A-phase origin in B20 helimagnets

TL;DR

This paper explains the origin and boundaries of the A-phase in cubic helimagnets, highlighting the role of spin-wave instability and divergences, with results aligning with experimental observations.

Contribution

It introduces a new explanation for the A-phase boundaries based on spin-wave interactions and instabilities, emphasizing the importance of the spin-wave gap.

Findings

A-phase upper bound results from spin-wave instability at H_perp > H_A2

Infra-red divergences determine the lower A-phase boundary H_A1

A-phase exists below T_C, with width increasing near T_C

Abstract

A-phase origin in cubic helimagnets ($M n S i,F e G e$ etc) is explained. It is shown that its upper bound is a result of the spin-wave instability at $H_\perp>\sqrt{8/3}\Delta=H_{A2}$ where $H_\perp$ are the magnetic field perpendicular to the helix axis $\m k$ and $\Delta$ the spin-wave gap respectively.
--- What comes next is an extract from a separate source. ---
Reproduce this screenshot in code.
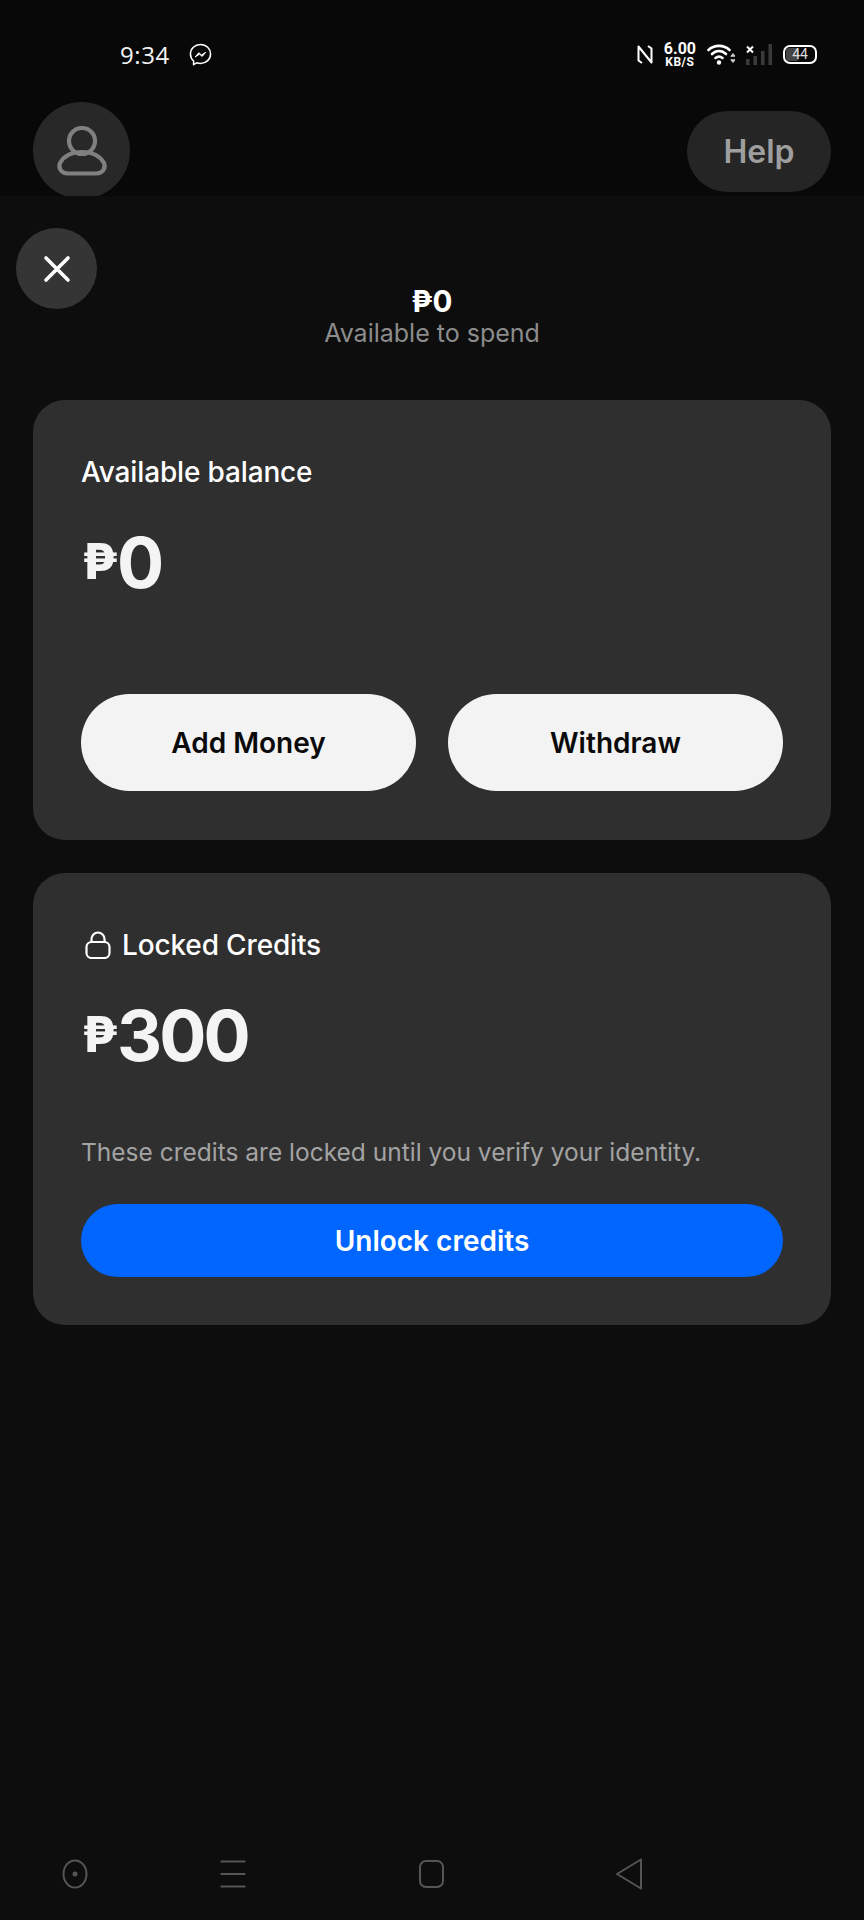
<div class="screen">
  <div class="top">
    <div class="status">
      <div class="status-left">
        <span class="time">9:34</span>
        <svg class="messenger" width="23" height="23" viewBox="0 0 24 24" fill="none">
          <path d="M12 1.500C6 1.500 1.500 5.900 1.500 11.500c0 3 1.200 5.500 3.300 7.300v3.700l3.400-1.800c1.200.4 2.500.6 3.800.6 6 0 10.500-4.400 10.500-9.800S18 1.500 12 1.500Z" stroke="#fff" stroke-width="1.600"/>
          <path d="M6.500 14.500l3.700-4.300 2.800 2.300 4.500-2.800-3.700 4.300-2.800-2.300Z" fill="#fff" stroke="#fff" stroke-width="1"/>
        </svg>
      </div>
      <div class="status-right">
        <svg width="16" height="21" viewBox="0 0 16 21" fill="none" stroke="#fff" stroke-width="2" stroke-linejoin="round">
          <path d="M5 19 1.500 16.500V2.500L14.500 18.500V4.500L11 2"/>
        </svg>
        <div class="speed"><span class="speed-num">6.00</span><span class="speed-unit">KB/S</span></div>
        <svg width="28" height="22" viewBox="0 0 28 22" fill="none" stroke="#fff" stroke-width="2.600" stroke-linecap="round">
          <path d="M1.500 7C7 1.500 17 1.500 22.500 7"/>
          <path d="M5 11C9 7 15 7 19 11"/>
          <path d="M8.500 15c2-1.500 5-1.500 7 0"/>
          <circle cx="12" cy="19.500" r="2.200" fill="#fff" stroke="none"/>
          <path d="M24 13l2-2.500 2 2.500Z" fill="#ccc" stroke="#ccc" stroke-width="1"/>
          <path d="M24 17l2 2.500 2-2.500Z" fill="#ccc" stroke="#ccc" stroke-width="1"/>
        </svg>
        <svg width="26" height="21" viewBox="0 0 26 21">
          <path d="M1 2.500l6 6M7 2.500l-6 6" stroke="#fff" stroke-width="2"/>
          <rect x="0" y="15" width="3.500" height="6" fill="#3a3a3a"/>
          <rect x="7.500" y="12" width="3.500" height="9" fill="#3a3a3a"/>
          <rect x="15" y="7" width="3.500" height="14" fill="#3a3a3a"/>
          <rect x="22.500" y="0" width="3.500" height="21" fill="#3a3a3a"/>
        </svg>
        <div class="battery"><span class="fill"></span><span class="level">44</span></div>
      </div>
    </div>
    <div class="topbar">
      <div class="avatar">
        <svg width="52" height="50" viewBox="0 0 52 50" fill="none" stroke="#808080" stroke-width="4.200" stroke-linejoin="round">
          <circle cx="26" cy="15" r="13"/>
          <path d="M12 47.500C5 47.500 2 42 4 37 8 30 16 26 26 26S44 30 48 37C50 42 47 47.500 40 47.500Z"/>
        </svg>
      </div>
      <div class="help">Help</div>
    </div>
  </div>

  <div class="sheet">
    <button class="close" aria-label="Close">
      <svg width="28" height="28" viewBox="0 0 28 28" stroke="#fff" stroke-width="3.600" stroke-linecap="round">
        <path d="M3 3l22 22M25 3 3 25"/>
      </svg>
    </button>

    <div class="summary">
      <div class="summary-amount">₱0</div>
      <div class="summary-label">Available to spend</div>
    </div>

    <section class="card">
      <div class="card-title">Available balance</div>
      <div class="amount"><span class="peso">₱</span>0</div>
      <div class="actions">
        <button class="pill">Add Money</button>
        <button class="pill">Withdraw</button>
      </div>
    </section>

    <section class="card locked">
      <div class="card-title">
        <svg class="lock" width="26" height="28" viewBox="0 0 26 28" fill="none" stroke="#fff" stroke-width="2.200">
          <rect x="1.500" y="11" width="23" height="16" rx="5"/>
          <path d="M6.500 11V8a6.500 6.500 0 0 1 13 0v3"/>
        </svg>
        Locked Credits
      </div>
      <div class="amount"><span class="peso">₱</span>300</div>
      <p class="note">These credits are locked until you verify your identity.</p>
      <button class="unlock">Unlock credits</button>
    </section>

    <nav class="nav">
      <svg width="28" height="32" viewBox="0 0 28 32" fill="none" stroke="#555" stroke-width="2">
        <ellipse cx="14" cy="16" rx="11.500" ry="13.500"/>
        <circle cx="14" cy="16" r="2.500" fill="#555" stroke="none"/>
      </svg>
      <svg width="28" height="32" viewBox="0 0 28 32" stroke="#555" stroke-width="2">
        <path d="M1.500 3.500h25M1.500 16h25M1.500 28.500h25"/>
      </svg>
      <svg width="28" height="32" viewBox="0 0 28 32" fill="none" stroke="#555" stroke-width="2">
        <rect x="3" y="3" width="23" height="26" rx="6"/>
      </svg>
      <svg width="28" height="32" viewBox="0 0 28 32" fill="none" stroke="#555" stroke-width="2" stroke-linejoin="round">
        <path d="M26 1.500 2 16l24 14.500Z"/>
      </svg>
    </nav>
  </div>
</div>

<style>
  :global(body) {
    margin: 0;
    background: #0d0d0d;
  }

  .screen {
    width: 864px;
    height: 1920px;
    display: flex;
    flex-direction: column;
    font-family: Inter, "Liberation Sans", sans-serif;
    color: #fff;
    overflow: hidden;
  }

  .top {
    height: 196px;
    background: #080808;
    overflow: hidden;
    flex-shrink: 0;
  }

  .status {
    height: 102px;
    box-sizing: border-box;
    padding: 39px 47px 0 120px;
    display: flex;
    justify-content: space-between;
    align-items: flex-start;
  }

  .status-left {
    display: flex;
    align-items: center;
    gap: 19px;
    height: 30px;
  }

  .time {
    font-family: "Open Sans", sans-serif;
    font-size: 24px;
    letter-spacing: 0.6px;
    color: #f4f4f4;
  }

  .status-right {
    display: flex;
    align-items: center;
    gap: 11px;
    height: 30px;
  }

  .speed {
    display: flex;
    flex-direction: column;
    align-items: center;
    font-family: Roboto, sans-serif;
    font-weight: 700;
    line-height: 1;
  }

  .speed-num { font-size: 16px; }
  .speed-unit { font-size: 12px; letter-spacing: 0.5px; margin-top: -1px; }

  .battery {
    position: relative;
    box-sizing: border-box;
    width: 34px;
    height: 19px;
    border: 2px solid #fff;
    border-radius: 7px;
    display: flex;
    align-items: center;
    justify-content: center;
  }

  .fill {
    position: absolute;
    left: 1px;
    top: 1px;
    bottom: 1px;
    width: 13px;
    border-radius: 3px;
    background: #444;
  }

  .level {
    position: relative;
    font-family: Roboto, sans-serif;
    font-size: 14px;
    color: #ddd;
  }

  .topbar {
    display: flex;
    justify-content: space-between;
    align-items: flex-start;
    padding: 0 33px;
  }

  .avatar {
    width: 97px;
    height: 97px;
    border-radius: 50%;
    background: #282828;
    display: flex;
    align-items: center;
    justify-content: center;
  }

  .help {
    margin-top: 9px;
    width: 144px;
    height: 81px;
    border-radius: 41px;
    background: #252525;
    color: #9e9e9e;
    font-size: 32px;
    font-weight: 600;
    display: flex;
    align-items: center;
    justify-content: center;
  }

  .sheet {
    position: relative;
    flex: 1;
    background: #0d0d0d;
    display: flex;
    flex-direction: column;
    padding: 0 33px;
  }

  .close {
    position: absolute;
    left: 16px;
    top: 32px;
    width: 81px;
    height: 81px;
    border: 0;
    border-radius: 50%;
    background: #353535;
    display: flex;
    align-items: center;
    justify-content: center;
    padding: 0;
  }

  .summary {
    padding-top: 90px;
    height: 114px;
    text-align: center;
  }

  .summary-amount {
    font-size: 29.500px;
    font-weight: 700;
    line-height: 30px;
  }

  .summary-label {
    font-size: 25px;
    line-height: 34px;
    color: #8c8c8c;
  }

  .card {
    background: #2f2f2f;
    border-radius: 32px;
    padding: 48px 48px 49px;
    display: flex;
    flex-direction: column;
  }

  .locked {
    margin-top: 33px;
    padding-bottom: 48px;
  }

  .card-title {
    display: flex;
    align-items: center;
    gap: 11px;
    font-size: 28px;
    font-weight: 450;
    letter-spacing: -0.15px;
    line-height: 48px;
    height: 48px;
  }

  .lock {
    margin-left: 4px;
  }

  .amount {
    font-size: 70px;
    font-weight: 700;
    letter-spacing: -3px;
    line-height: 88px;
    margin-top: 23px;
    color: #f4f4f4;
  }

  .peso {
    font-size: 49px;
    font-weight: 800;
    line-height: 0;
    letter-spacing: 0;
    vertical-align: 9px;
    margin-left: 1px;
    margin-right: -1px;
  }

  .actions {
    display: flex;
    gap: 32px;
    margin-top: 87px;
  }

  .pill {
    flex: 1;
    height: 97px;
    border: 0;
    border-radius: 49px;
    background: #f3f3f3;
    color: #0a0a0a;
    font: 600 28px Inter, sans-serif;
  }

  .note {
    margin: 54px 0 0;
    font-size: 24.500px;
    line-height: 36px;
    color: #a3a3a3;
  }

  .unlock {
    margin-top: 34px;
    height: 73px;
    border: 0;
    border-radius: 37px;
    background: #0066ff;
    color: #fff;
    font: 600 28px Inter, sans-serif;
  }

  .nav {
    margin-top: auto;
    margin-bottom: 30px;
    padding-left: 28px;
    display: flex;
    gap: 130px;
    align-items: center;
  }

  .nav svg:nth-child(n + 3) {
    margin-left: 40px;
  }
</style>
The last appears due to the spin-wave interaction if one takes into account that the Dzyaloshinskii-Moriya interaction acts between different spins. The infra-red divergences (IRD) in the 1/S series for the magnetic energy at $H_\perp\to H_{A2}$ are responsible for the lower A-phase boundary $H_{A1}$. It is shown that the A-phase exists at all $T<T_C$ but if $T\ll T_C$ it is very narrow and can not be observed. However in the critical region just below $T_C$ its width increasing strongly. Preliminary estimations demonstrate semi-quantitative agreement with the existing experimental data. The existence of the spin-wave gap is a crucial point of our consideration. In Appendix A we present its derivation in more transparent form than in previous publication.